==== Data provided

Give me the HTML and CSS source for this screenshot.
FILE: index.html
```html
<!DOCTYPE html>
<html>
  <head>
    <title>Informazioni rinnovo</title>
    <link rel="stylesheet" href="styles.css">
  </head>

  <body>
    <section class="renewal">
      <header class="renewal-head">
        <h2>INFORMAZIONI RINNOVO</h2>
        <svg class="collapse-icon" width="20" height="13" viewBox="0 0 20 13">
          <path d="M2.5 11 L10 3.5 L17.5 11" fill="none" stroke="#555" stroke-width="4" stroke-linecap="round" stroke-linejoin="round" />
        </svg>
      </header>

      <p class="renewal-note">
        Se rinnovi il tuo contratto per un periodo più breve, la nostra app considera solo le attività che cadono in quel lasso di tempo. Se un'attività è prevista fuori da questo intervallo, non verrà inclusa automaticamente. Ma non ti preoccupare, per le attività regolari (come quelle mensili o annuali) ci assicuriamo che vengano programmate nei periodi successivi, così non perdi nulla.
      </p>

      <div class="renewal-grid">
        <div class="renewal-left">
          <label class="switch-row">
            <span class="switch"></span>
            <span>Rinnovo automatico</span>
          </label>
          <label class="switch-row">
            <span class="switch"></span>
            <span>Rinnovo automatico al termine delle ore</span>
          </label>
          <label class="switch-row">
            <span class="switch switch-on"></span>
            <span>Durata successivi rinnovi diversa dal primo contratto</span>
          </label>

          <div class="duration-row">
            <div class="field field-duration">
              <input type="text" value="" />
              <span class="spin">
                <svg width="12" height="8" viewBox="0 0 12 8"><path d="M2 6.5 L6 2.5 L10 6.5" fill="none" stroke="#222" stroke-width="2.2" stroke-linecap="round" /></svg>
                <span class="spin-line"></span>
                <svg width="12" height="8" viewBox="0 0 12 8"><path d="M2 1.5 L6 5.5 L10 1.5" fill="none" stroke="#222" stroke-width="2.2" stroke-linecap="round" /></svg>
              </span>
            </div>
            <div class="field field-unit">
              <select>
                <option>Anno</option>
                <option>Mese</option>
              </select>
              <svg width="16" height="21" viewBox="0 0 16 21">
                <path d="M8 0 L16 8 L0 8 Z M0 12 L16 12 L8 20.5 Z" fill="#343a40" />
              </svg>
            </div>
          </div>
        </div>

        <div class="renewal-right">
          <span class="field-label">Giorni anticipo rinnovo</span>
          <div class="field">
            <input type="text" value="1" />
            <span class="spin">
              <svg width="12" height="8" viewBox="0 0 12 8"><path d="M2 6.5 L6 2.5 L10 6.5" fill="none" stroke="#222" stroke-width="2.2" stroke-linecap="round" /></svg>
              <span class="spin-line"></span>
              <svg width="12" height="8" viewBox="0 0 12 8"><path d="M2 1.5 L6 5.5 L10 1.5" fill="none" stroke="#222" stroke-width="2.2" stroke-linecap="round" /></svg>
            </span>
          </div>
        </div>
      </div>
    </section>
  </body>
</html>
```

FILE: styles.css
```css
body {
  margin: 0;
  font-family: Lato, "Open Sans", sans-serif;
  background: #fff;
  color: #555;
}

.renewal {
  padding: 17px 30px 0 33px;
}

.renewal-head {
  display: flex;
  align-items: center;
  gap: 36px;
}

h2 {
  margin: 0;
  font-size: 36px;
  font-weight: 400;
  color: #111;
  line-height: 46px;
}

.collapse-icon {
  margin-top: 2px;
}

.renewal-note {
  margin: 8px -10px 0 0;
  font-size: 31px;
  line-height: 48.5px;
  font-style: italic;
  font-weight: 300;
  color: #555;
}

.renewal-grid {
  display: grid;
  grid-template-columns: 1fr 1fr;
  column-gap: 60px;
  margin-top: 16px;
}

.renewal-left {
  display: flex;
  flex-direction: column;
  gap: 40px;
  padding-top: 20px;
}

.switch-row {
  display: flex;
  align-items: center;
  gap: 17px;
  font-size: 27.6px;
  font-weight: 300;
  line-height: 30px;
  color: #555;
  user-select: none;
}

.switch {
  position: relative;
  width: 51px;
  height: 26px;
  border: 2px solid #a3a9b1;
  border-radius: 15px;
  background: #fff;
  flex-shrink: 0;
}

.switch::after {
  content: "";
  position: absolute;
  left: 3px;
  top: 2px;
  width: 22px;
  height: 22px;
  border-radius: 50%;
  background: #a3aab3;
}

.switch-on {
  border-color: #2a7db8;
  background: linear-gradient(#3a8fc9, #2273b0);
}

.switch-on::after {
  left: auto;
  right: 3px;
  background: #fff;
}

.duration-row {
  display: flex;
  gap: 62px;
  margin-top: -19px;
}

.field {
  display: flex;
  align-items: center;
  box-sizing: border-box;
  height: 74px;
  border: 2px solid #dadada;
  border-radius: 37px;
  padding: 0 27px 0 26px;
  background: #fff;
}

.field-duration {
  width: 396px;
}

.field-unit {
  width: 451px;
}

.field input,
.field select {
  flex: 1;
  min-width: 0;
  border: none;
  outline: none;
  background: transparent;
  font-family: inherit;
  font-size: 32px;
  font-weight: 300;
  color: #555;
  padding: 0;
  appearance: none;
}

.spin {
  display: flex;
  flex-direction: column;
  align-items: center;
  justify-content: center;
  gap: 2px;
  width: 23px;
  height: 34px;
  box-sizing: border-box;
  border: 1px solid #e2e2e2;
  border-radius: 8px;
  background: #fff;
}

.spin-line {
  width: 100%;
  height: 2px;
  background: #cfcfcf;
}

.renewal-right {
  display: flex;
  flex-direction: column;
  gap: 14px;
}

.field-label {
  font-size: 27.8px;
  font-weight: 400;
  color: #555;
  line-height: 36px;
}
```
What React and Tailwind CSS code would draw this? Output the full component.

========

▶ **Stated exercise**: Report only how many lines in the records contain the word "this".

▶ **Written reply**: 2